As for revenue sharing, he says, “We split 50/50 with the artist after costs. The records generally sell for $25 on the website; they cost about $5 in supplies to make, so there’s a royalty split of $10 for the band and $10 for the label.”

Originally from the Midwest, Zimmer spent years touring as a singer-songwriter. “I was making my roots here in New York City and was collecting old tape stuff and vintage outboard and was able to put together a tiny closet with a Tascam M388,” a combination mixer and quarter-inch 8-track machine. “That’s where I got my feet wet. I’ve done a lot of recordings in Pro Tools in real studios, but old equipment and keeping things small was always more fun and more meaningful for me.”

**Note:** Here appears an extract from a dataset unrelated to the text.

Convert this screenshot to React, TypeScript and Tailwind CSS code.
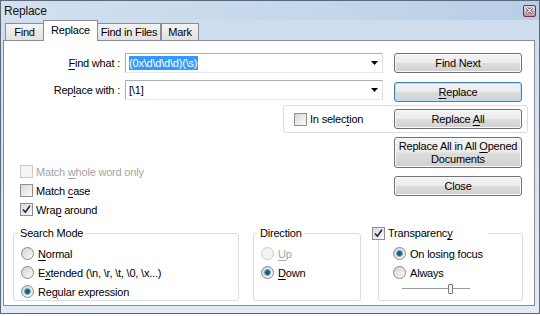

Related: Nashville’s Welcome to 1979 Goes Direct-to-Disc, by Steve Harvey, Oct. 14, 2015

Despite his recording experiences as an artist, “I don’t have Pro Tools or know how to use it. I never identified with recording to a computer. It has always been more fun for me to record when you realize you have limitations.”

Zimmer now has a Tascam M38 half-inch 8-track machine and occasionally records to tape for pressed vinyl projects. “I love the old Tascam stuff,” he says. Yet even with tape, he prefers the single-take workflow. “I don’t mind a vocal or guitar overdub, but I prefer to get the whole track again, so there’s a good take.”

His Tascam M50 mixing desk from the ’80s recently died and has been replaced temporarily by a Yamaha console. “Something vibey and analog is where we’ll go. We’ll get a Trident or something like that.”

Zimmer initially focused on singer-songwriters because he had just one mic. Now he has a larger mic collection that includes various Audio-Technica models thanks to an endorsement by the manufacturer. There was an iso booth for drums at the NY Studio Factory, but the new Greenpoint location has a different layout, enabling larger ensemble recordings, he reports. “The entire band is in one live room; I had a seven-piece in there last week.”

Leesta Vall’s racks are stacked with Universal Audio LA-610, 4-710d and 710 Twin-Finity mic preamps. “I’ve got a few Warm Audio pre’s I like to use for drums,” he says. “Outboard, I’ve got a couple of old Furman RV-1 spring tanks, and I’ve got an EL8 Distressor that I use on a drum bus. All that gets mixed and sent to a Warm Audio WA-2A limiter, the LA-2A copy. That sends the signal to the cutting preamp, and that delivers the signal to the cutting head.”

He’s a fan of Warm Audio products: “The prices are good, and they sound pretty darn good. I’ve never A/B’d the WA-2A to the real thing, but it does a good job for us. And I love their preamps.”

Related: The Lathe of Heaven? by Clive Young, Nov. 12, 2009

The lathe is a Rek-O-Kut Imperial, made in Long Island City, NY, around 1951, says Zimmer. He also has a tiny Atom, made in Japan in the ’80s during the original karaoke craze for people to memorialize their singing—just as cassette tapes launched. “The company didn’t do well,” he laughs.

The Atom has captured numerous record store in-store performances, open mic events and live shows. The most recent was Rachael & Vilray (featuring Rachael Price of Lake Street Dive) at Manhattan’s Rockwood Music Hall, says Zimmer. “They sang into one ribbon microphone. Every song they played at the show was cut to its own record and we sold them right there.”

Audiophiles might sneer at the quality, but as Zimmer comments, “For the listener, they don’t care what it sounds like; they don’t pick up on the nuances. What they want to hear is a good performance. All the projects capture spontaneity and good musical ability right in the moment. That’s what makes a recording so special.”